3. Impairment testing

At each reporting date, entities must assess whether any asset shows signs that its service potential has declined. For a road, that assessment requires a Pavement Condition Index survey. For a bridge, it requires a structural integrity inspection. Finance teams are not equipped to conduct these assessments. They require engineers, and the results need to be documented in a form that can be produced to auditors on request.

Where Kenya stands today

The National Treasury gazetted the cash-to-accrual transition roadmap in August 2024. It runs in three phases through to June 2027. Non-financial assets, including all infrastructure PPE, sit in Phase Three. That means county governments are building their IPSAS 45-compliant asset registers now, in this financial year, under active audit scrutiny.

The Auditor-General’s most recent county government report confirmed that not a single county executive received a clean audit opinion for FY2023/24. Asset management failures were among the most common findings, cited across nearly all 47 counties. The underlying problems have not changed. The standard used to measure them has.

What this means practically

For a county finance officer, a state corporation CFO, or a director of engineering, IPSAS 45 compliance on infrastructure PPE follows a clear sequence: inventory the assets, define the components, establish carrying values, assign useful lives, schedule depreciation, and test for impairment. The first two steps require people on the ground with engineering qualifications. They cannot be done from Nairobi offices using figures from a previous year’s register.

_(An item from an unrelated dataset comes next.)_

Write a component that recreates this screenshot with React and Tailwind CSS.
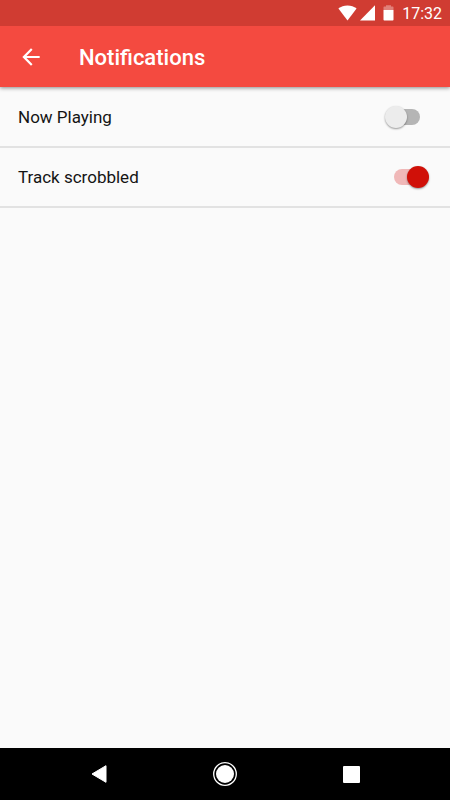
import { useState } from "react";

function StatusBar() {
  return (
    <div className="relative z-10 flex h-[26px] items-center justify-end bg-[#d03c32] pr-2 text-white">
      <svg width="19" height="16" viewBox="0 0 19 16" className="mr-[3px]" aria-hidden="true">
        <path d="M9.5 15.6 0.4 3.6C3 1.5 6 0.4 9.5 0.4s6.500 1.100 9.100 3.200z" fill="currentColor" />
      </svg>
      <svg width="15" height="16" viewBox="0 0 15 16" className="mr-2" aria-hidden="true">
        <path d="M15 0.300V15.500H0z" fill="currentColor" />
      </svg>
      <svg width="11" height="16" viewBox="0 0 11 16" className="mr-2" aria-hidden="true">
        <path d="M3 0.300h5v1.200h1.700q.8 0 .8.800V5H0.500V2.300q0-.8.800-.8H3z" fill="currentColor" fillOpacity="0.35" />
        <path d="M0.500 5h10v9.800q0 .8-.8.8H1.300q-.8 0-.8-.8z" fill="currentColor" />
      </svg>
      <time className="pt-0.5 text-base leading-5">17:32</time>
    </div>
  );
}

function AppBar() {
  return (
    <header className="relative flex h-[61px] items-center bg-[#f44a40] pl-[18px] text-white shadow-[0_1px_4px_rgba(0,0,0,0.45)]">
      <button type="button" aria-label="Back" className="flex size-[26px] items-center justify-center">
        <svg width="26" height="26" viewBox="0 0 24 24" fill="currentColor" aria-hidden="true">
          <path d="M20 11H7.830l5.590-5.590L12 4l-8 8 8 8 1.410-1.410L7.830 13H20v-2z" />
        </svg>
      </button>
      <h1 className="ml-[35px] pt-0.5 text-[22px] leading-7 font-medium">Notifications</h1>
    </header>
  );
}

function SettingRow({ label, initial }) {
  const [on, setOn] = useState(initial);
  return (
    <li className="border-b-2 border-[#e2e2e2]">
      <label className="flex h-[58px] items-center justify-between pr-[21px] pl-[18px]">
        <span className="text-[17px] leading-6 text-[#141414]">{label}</span>
        <span className="relative flex h-[22px] w-11 items-center">
          <input
            type="checkbox"
            role="switch"
            checked={on}
            onChange={(e) => setOn(e.target.checked)}
            className="peer absolute inset-0 m-0 appearance-none"
          />
          <span className="pointer-events-none mx-auto h-4 w-[26px] rounded-full bg-[#b5b5b5] peer-checked:bg-[#f0b8b8]" />
          <span className="pointer-events-none absolute top-0 left-0 size-[22px] rounded-full bg-[#ececec] shadow-[0_1px_2px_rgba(0,0,0,0.4)] peer-checked:left-[22px] peer-checked:bg-[#d01008]" />
        </span>
      </label>
    </li>
  );
}

function NavBar() {
  return (
    <nav className="flex h-[52px] items-center justify-center bg-black text-white">
      <button type="button" aria-label="Back" className="flex w-[28%] justify-center">
        <svg width="16" height="18" viewBox="0 0 16 18" aria-hidden="true">
          <path d="M15 .700v16.600L1 9z" fill="currentColor" stroke="currentColor" strokeLinejoin="round" />
        </svg>
      </button>
      <button type="button" aria-label="Home" className="flex w-[28%] justify-center">
        <svg width="24" height="24" viewBox="0 0 24 24" aria-hidden="true">
          <circle cx="12" cy="12" r="11.300" fill="none" stroke="currentColor" strokeWidth="1.300" />
          <circle cx="12" cy="12" r="9" fill="currentColor" />
        </svg>
      </button>
      <button type="button" aria-label="Recent apps" className="flex w-[28%] justify-center">
        <svg width="17" height="17" viewBox="0 0 17 17" aria-hidden="true">
          <rect width="17" height="17" rx="1" fill="currentColor" />
        </svg>
      </button>
    </nav>
  );
}

export default function App() {
  return (
    <div className="flex min-h-screen flex-col bg-[#fafafa] font-[Roboto,sans-serif]">
      <StatusBar />
      <AppBar />
      <main className="flex-1 pt-px">
        <ul>
          <SettingRow label="Now Playing" initial={false} />
          <SettingRow label="Track scrobbled" initial={true} />
        </ul>
      </main>
      <NavBar />
    </div>
  );
}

The entities that begin this process now will produce credible financial statements for FY2026/27. Those that postpone will find themselves presenting the same categories of audit queries that have recurred in county government reports since 2013  except under IPSAS 45, the framework for identifying and reporting those failures is more precise and harder to argue against.The audit window is open. The question is whether your entity is ready for it?